In another brilliant piece by Joan C Williams she affirms the “Better Deal’s” emphasis on connecting with the economic anxieties of Americans by expanding access to jobs. It’s “a step in the right direction,” she notes. Where she begins her argument, however, is with gun rights and abortion. Both issues resonate deeply, at the level of personal identity, with urban progressives and rural conservatives. The net result of 30+ years of cultural warfare, she observes, has been a massive sorting of populations into coastal cities and blue bubbles. The result of this stratification has been Republican control over an outsized proportion of legislatures, counties, and governorships. Gun rights are more secure now than they’ve been in decades, while Roe v. Wade could very well be overturned. In waging its own side of the culture war the left has not only managed to alienate large swaths of the American working class — which should be a bedrock of support — but placed its own cherished policies on social issues at risk. In combat somebody loses, and recently this has been Democrats.

Here’s my encouragement to fellow coastal people, urbanites, and blue-bubble dwellers: Let’s change the game. When we begin with Your core beliefs are not valid. You are racist, a bigot, and a sexist. You’re too ignorant to know what’s good for you — why can’t you just be a good girl and vote your class interest? We eliminate all room for compromise. Worse, combative rhetoric, while often containing grains of truth, can become self-fulfilling, leading to a confused young millennial saying Fuck it, I might as well just be what she says I am. It’s clear I don’t share anything with this person.

But we do share so much. Keeping empathy in our heart allows us to genuinely “see” the other. When we do this we recognize our common core need to have our identity validated. We become capable of approaching wedge social issues with a measure of gentleness and restraint. More importantly, to Joan C William’s point, we become capable of moving the conversation beyond the ideological markers that define our tribe.
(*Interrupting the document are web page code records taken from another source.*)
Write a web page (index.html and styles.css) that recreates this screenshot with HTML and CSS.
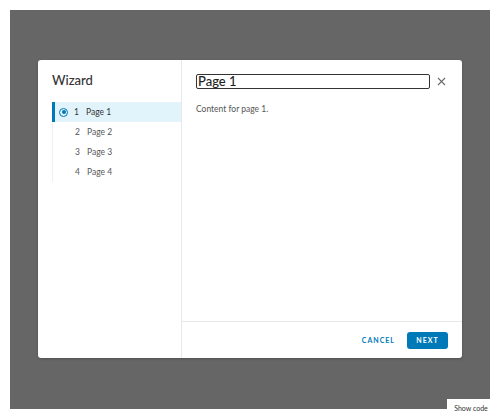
FILE: index.html
```html
<!DOCTYPE html>
<html lang="en">
<head>
  <meta charset="UTF-8" />
  <title>Wizard</title>
  <link rel="stylesheet" href="styles.css">
</head>
<body>

  <div class="stage">
    <div class="modal">
      <!-- step navigation -->
      <div class="side">
        <h3 class="side-title">Wizard</h3>
        <ul class="steps">
          <li class="step active">
            <span class="dot"></span><span class="num">1</span>Page 1
          </li>
          <li class="step"><span class="num">2</span>Page 2</li>
          <li class="step"><span class="num">3</span>Page 3</li>
          <li class="step"><span class="num">4</span>Page 4</li>
        </ul>
      </div>

      <div class="main">
        <div class="main-head">
          <h3 class="page-title">Page 1</h3>
          <button type="button" class="close">
            <svg width="9" height="9" viewBox="0 0 9 9">
              <path d="M1 1 L8 8 M8 1 L1 8" stroke="#6a6a6a" stroke-width="1.1" fill="none" />
            </svg>
          </button>
        </div>
        <div class="main-body">Content for page 1.</div>
        <div class="main-foot">
          <button type="button" class="btn-link">Cancel</button>
          <button type="button" class="btn-primary">Next</button>
        </div>
      </div>
    </div>
  </div>

  <div class="show-code">Show code</div>

</body>
</html>
```

FILE: styles.css
```css
* { box-sizing: border-box; }

body {
  margin: 0;
  background: #fff;
  font-family: Lato, "Noto Sans", sans-serif;
  color: #333;
}

.stage {
  margin: 10px;
  height: 399px;
  background: #666;
  display: flex;
  justify-content: center;
  align-items: flex-start;
  padding-top: 50px;
}

.modal {
  width: 424px;
  height: 298px;
  background: #fff;
  border-radius: 3px;
  display: flex;
  box-shadow: 0 1px 3px rgba(0,0,0,0.2);
}

.side {
  width: 144px;
  border-right: 1px solid #e8e8e8;
  padding: 13px 0 0 14px;
}

.side-title {
  margin: 0 0 14px;
  font-size: 13px;
  font-weight: 500;
  color: #333;
  line-height: 15px;
}

.steps {
  list-style: none;
  margin: 0;
  padding: 0;
  border-left: 1px solid #f0f0f0;
  height: 80px;
}

.step {
  height: 20px;
  display: flex;
  align-items: center;
  padding-left: 22px;
  font-size: 8.5px;
  color: #565656;
  position: relative;
}

.step.active {
  background: #e1f4fb;
  border-left: 3px solid #0079b8;
  margin-left: -1px;
  padding-left: 4px;
  color: #333;
}

.dot {
  width: 9px;
  height: 9px;
  border-radius: 50%;
  border: 1px solid #0079b8;
  margin-right: 6px;
  display: flex;
  align-items: center;
  justify-content: center;
}

.dot::after {
  content: "";
  width: 4px;
  height: 4px;
  border-radius: 50%;
  background: #0079b8;
}

.num {
  width: 12px;
}

.main {
  flex: 1;
  display: flex;
  flex-direction: column;
}

.main-head {
  display: flex;
  align-items: center;
  padding: 14px 15px 0 14px;
  gap: 5px;
}

.page-title {
  flex: 1;
  margin: 0;
  height: 15px;
  font-size: 13px;
  font-weight: 500;
  line-height: 13px;
  color: #222;
  border: 1px solid #333;
  border-radius: 2px;
  padding-left: 1px;
}

.close {
  background: none;
  border: none;
  padding: 0;
  width: 12px;
  height: 14px;
  display: flex;
  align-items: center;
  justify-content: center;
  cursor: pointer;
}

.main-body {
  flex: 1;
  padding: 15px 14px 0;
  font-size: 8.5px;
  color: #565656;
}

.main-foot {
  height: 37px;
  border-top: 1px solid #e8e8e8;
  display: flex;
  align-items: center;
  justify-content: flex-end;
  padding-right: 14px;
  gap: 12px;
}

.btn-link,
.btn-primary {
  font-family: inherit;
  font-size: 7px;
  font-weight: 700;
  letter-spacing: 1px;
  text-transform: uppercase;
  border: none;
  border-radius: 3px;
  height: 17px;
  cursor: pointer;
}

.btn-link {
  background: none;
  color: #0079b8;
  padding: 0;
}

.btn-primary {
  background: #0079b8;
  color: #fff;
  width: 41px;
  padding: 0;
}

.show-code {
  position: absolute;
  left: 447px;
  top: 399px;
  width: 48px;
  height: 17px;
  background: #fff;
  font-size: 7px;
  color: #333;
  display: flex;
  align-items: center;
  justify-content: center;
}
```
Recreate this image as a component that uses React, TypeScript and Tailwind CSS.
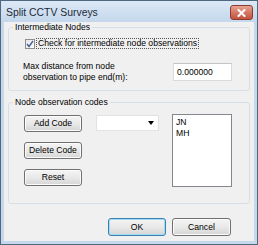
import React from "react";

const Btn = ({ label, focused = false, className = "" }: { label: string; focused?: boolean; className?: string }) => (
  <button
    className={`flex items-center justify-center rounded-[3px] border bg-gradient-to-b from-[#f4f4f4] via-[#e9e9e9] to-[#d5d5d5] text-[8.6px] leading-none text-black ${
      focused
        ? "border-[#3c7fb1] shadow-[inset_0_0_0_1px_#9fdcf6]"
        : "border-[#707070] shadow-[inset_0_0_0_1px_#fbfbfb]"
    } ${className}`}
  >
    {label}
  </button>
);

const App = () => {
  return (
    <div className="w-[258px] h-[245px] flex flex-col border border-[#50687f] bg-[#c6d8ec] font-['Liberation_Sans',sans-serif] text-[8.6px] text-black">
      {/* title bar */}
      <div className="h-[21px] flex items-start justify-between pl-[5px] pr-[4px] bg-gradient-to-b from-[#dce8f6] to-[#c4d7ec]">
        <span className="mt-[5px] text-[10.4px] leading-[13px] text-[#1c2a3a]">Split CCTV Surveys</span>
        <div className="mt-[4px] w-[23px] h-[15px] flex items-center justify-center rounded-[3px] border border-[#8b3d30] bg-gradient-to-b from-[#e8a493] via-[#d47865] to-[#c2523e]">
          <svg width="9" height="8" viewBox="0 0 9 8">
            <path d="M1.5 1 L7.5 7 M7.5 1 L1.5 7" stroke="#fff" strokeWidth="2" strokeLinecap="square" />
          </svg>
        </div>
      </div>

      {/* client area */}
      <div className="flex-1 mx-[3px] mb-[3px] bg-[#f0f0f0] px-[4px] flex flex-col">
        <fieldset className="h-[69px] border border-[#d5dfe5] rounded-[3px]">
          <legend className="ml-[4px] px-[2px] leading-[10px]">Intermediate Nodes</legend>
          <div className="mt-[6px] ml-[16px] flex items-center h-[11px]">
            <div className="w-[10px] h-[10px] border border-[#8e8f8f] bg-gradient-to-br from-[#e4e4e4] to-[#ffffff] flex items-center justify-center">
              <svg width="8" height="8" viewBox="0 0 8 8">
                <path d="M1 4 L3 6.5 L7 1" fill="none" stroke="#4a5f97" strokeWidth="1.4" />
              </svg>
            </div>
            <span className="ml-[1px] px-[1px] border border-dotted border-[#555] leading-[9px]">
              Check for intermediate node observations
            </span>
          </div>
          <div className="mt-[12px] flex items-center">
            <div className="ml-[14px] w-[140px] leading-[11px]">
              Max distance from node
              <br />
              observation to pipe end(m):
            </div>
            <div className="ml-[10px] w-[59px] h-[18px] bg-white border border-[#dadada] border-t-[#c4c4c4] flex items-center pl-[3px]">
              0.000000
            </div>
          </div>
        </fieldset>

        <fieldset className="mt-[6px] h-[107px] border border-[#d5dfe5] rounded-[3px]">
          <legend className="ml-[4px] px-[2px] leading-[10px]">Node observation codes</legend>
          <div className="flex mt-[7px]">
            <div className="ml-[15px] flex flex-col gap-[10px] pt-[1px]">
              <Btn label="Add Code" className="w-[58px] h-[17px]" />
              <Btn label="Delete Code" className="w-[58px] h-[17px]" />
              <Btn label="Reset" className="w-[58px] h-[17px]" />
            </div>
            <div className="ml-[14px] mt-[1px] w-[63px] h-[16px] bg-white border border-[#e2e2e2] flex items-center justify-end pr-[4px]">
              <svg width="6" height="4" viewBox="0 0 6 4">
                <path d="M0 0 H6 L3 4 Z" fill="#000" />
              </svg>
            </div>
            <div className="ml-[13px] w-[60px] h-[73px] bg-white border border-[#828790] pl-[3px] pt-[2px] leading-[11px]">
              <div>JN</div>
              <div>MH</div>
            </div>
          </div>
        </fieldset>

        <div className="mt-[14px] flex justify-end gap-[6px] pr-[19px]">
          <Btn label="OK" focused className="w-[58px] h-[18px]" />
          <Btn label="Cancel" className="w-[59px] h-[18px]" />
        </div>
      </div>
    </div>
  );
};

export default App;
We can begin to speak to one another about jobs and physical well being, for example, in ways that are much less loaded.

Sometimes power is the only answer. There are forces at work in the world we create together that can only be subdued by a prison cell or gun barrel. But when we start with combativeness and bombastic rhetoric we begin as jailers and mercenaries. We create conflict. A great American president, Teddy Roosevelt, once said Speak softly but carry a big stick. This seems like a fair way to bring progressives who are convinced that we are in the middle of political “Holy War” into the empathy conversation. Speak softly first. Even better, listen. And yes, when loving intention in your heart has led you to the earnest conclusion that now, for this cause or in this place, the only correct course is to compete, to win, and to subdue, then do that. Our democracy was built to accommodate this, but it will not withstand the manic institutional onslaught of today indefinitely.

In empathizing we learn to see one another again, and in learning to see one another again we become capable of finding a better path forward.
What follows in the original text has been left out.